Objective:
Count how many lines include "React" and answer with that number only.

○ ○ ○ ○

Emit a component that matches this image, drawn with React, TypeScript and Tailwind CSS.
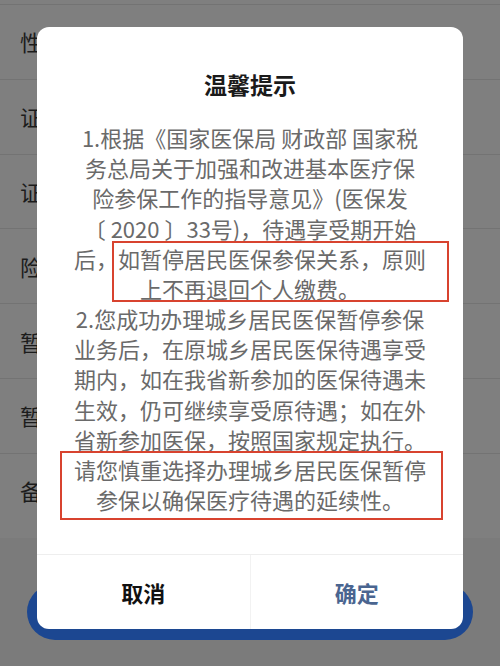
import React from 'react'

const labels = ['性', '证', '证', '险', '暂', '暂', '备']

const lines = [
  '1.根据《国家医保局 财政部 国家税',
  '务总局关于加强和改进基本医疗保',
  '险参保工作的指导意见》(医保发',
  '〔 2020 〕33号)，待遇享受期开始',
  '后，如暂停居民医保参保关系，原则',
  '上不再退回个人缴费。',
  '2.您成功办理城乡居民医保暂停参保',
  '业务后，在原城乡居民医保待遇享受',
  '期内，如在我省新参加的医保待遇未',
  '生效，仍可继续享受原待遇；如在外',
  '省新参加医保，按照国家规定执行。',
  '请您慎重选择办理城乡居民医保暂停',
  '参保以确保医疗待遇的延续性。',
]

export default function App() {
  return (
    <div
      className="relative w-[500px] h-[666px] overflow-hidden bg-[#7b7b7b]"
      style={{ fontFamily: '"Noto Sans CJK SC", "Noto Sans", sans-serif' }}
    >
      {/* 背后的页面（已被遮罩压暗） */}
      <div className="bg-[#7f7f7f] pt-[4px] pb-[10px]">
        {labels.map((l, i) => (
          <div
            key={i}
            className="h-[74.8px] border-t border-[#737373] flex items-center pl-[20px] text-[22px] text-[#1c1c1c]"
          >
            {l}
          </div>
        ))}
      </div>
      <div className="mx-[27px] mt-[46px] h-[56px] rounded-full bg-[#1c4791]" />

      {/* 弹窗 */}
      <div className="absolute left-[37px] top-[27px] w-[426px] h-[602px] rounded-[12px] bg-white flex flex-col overflow-hidden">
        <div className="relative flex-1 pt-[42px]">
          <h2 className="text-center text-[23px] leading-[30px] font-bold text-[#1a1a1a]">温馨提示</h2>
          <div className="mt-[23px] text-center text-[22px] leading-[30.17px] text-[#6a6a6a] whitespace-pre">
            {lines.map((t, i) => (
              <div key={i}>{t}</div>
            ))}
          </div>

          {/* 红框标注 */}
          <div className="absolute left-[75px] top-[214px] w-[337px] h-[61px] border-2 border-[#d8432f]" />
          <div className="absolute left-[23px] top-[424px] w-[383px] h-[69px] border-2 border-[#d8432f]" />
        </div>

        <div className="h-[75px] border-t border-[#eeeeee] flex">
          <button className="flex-1 text-[22px] font-bold text-[#111111] border-r border-[#f2f2f2]">取消</button>
          <button className="flex-1 text-[22px] font-bold text-[#4a6590]">确定</button>
        </div>
      </div>
    </div>
  )
}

○ ○ ○ ○

Output below:
2